Despite no basis or mention for the modification and amendment to the National Labor Relations Act regarding the establishment of student-athlete employee status and their resulting right to unionize or collectively bargain in either Justice Gorsuch’s majority opinion or Justice Kavanaugh’s concurring opinion, Justice Kavanaugh’s opinion interestingly went a step further. He alluded that the solution to the NCAA’s potential antitrust issues may be found in legislation or as an alternative, colleges and student athletes engaging in collective bargaining to provide a “fairer share of the revenues they generate…akin to how professional football and basketball players have negotiated for a share of league revenues.”

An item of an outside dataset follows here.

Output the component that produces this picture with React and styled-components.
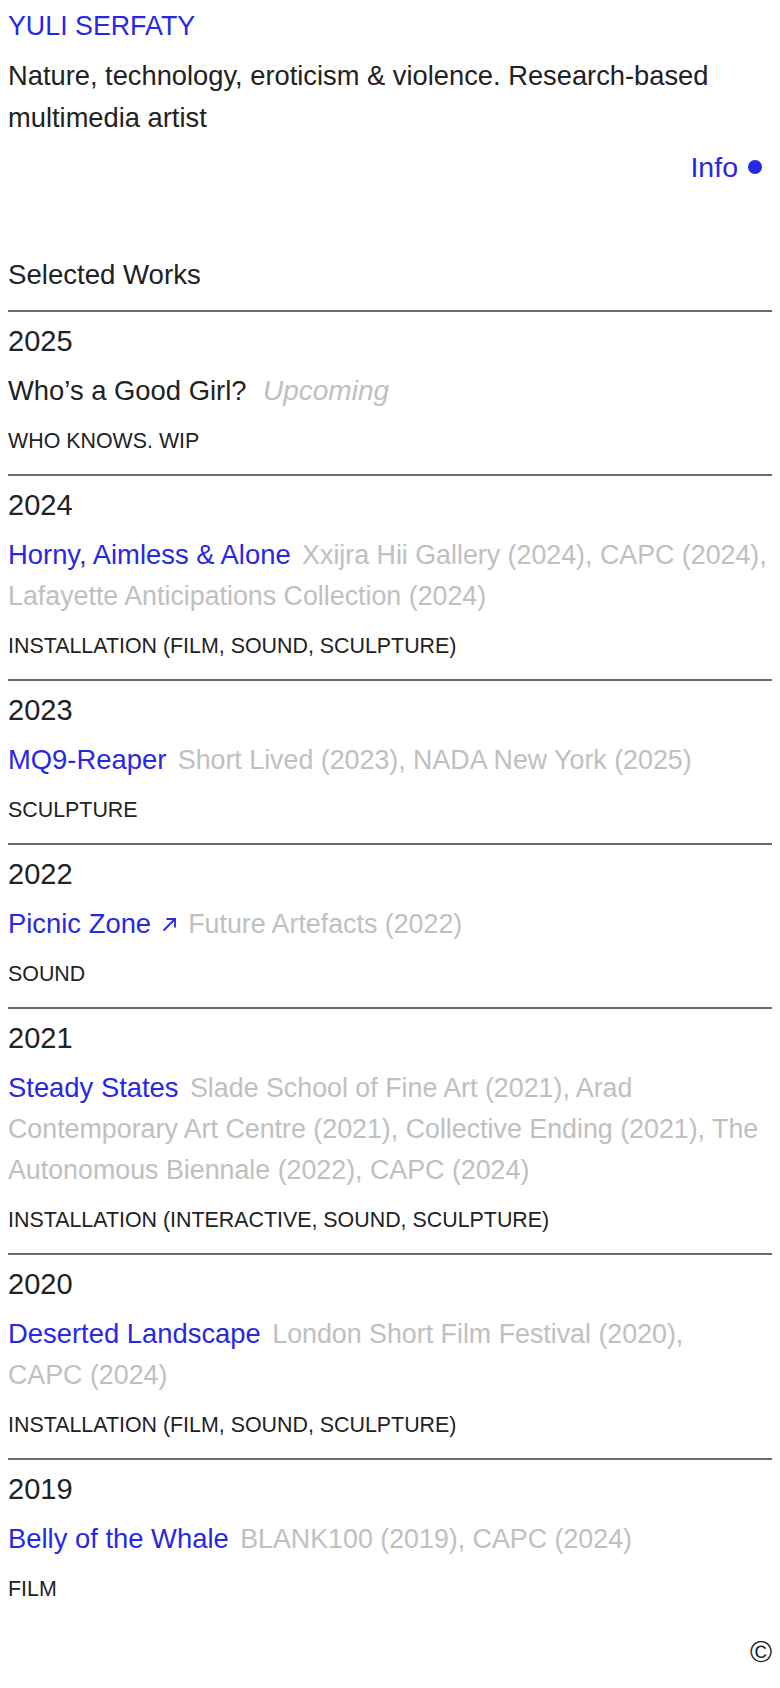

Justice Kavanaugh did not explain how this collective bargaining process would be legally possible without a significant amendment to the National Labor Relations Act and student-athletes being recognized and considered as employees of their institution.

In response to the Court’s decision, NCAA President Mark Emmert confirmed the NCAA’s commitment to supporting NIL benefits for student-athletes and his organizations commitment to working with Congress to chart a path forward.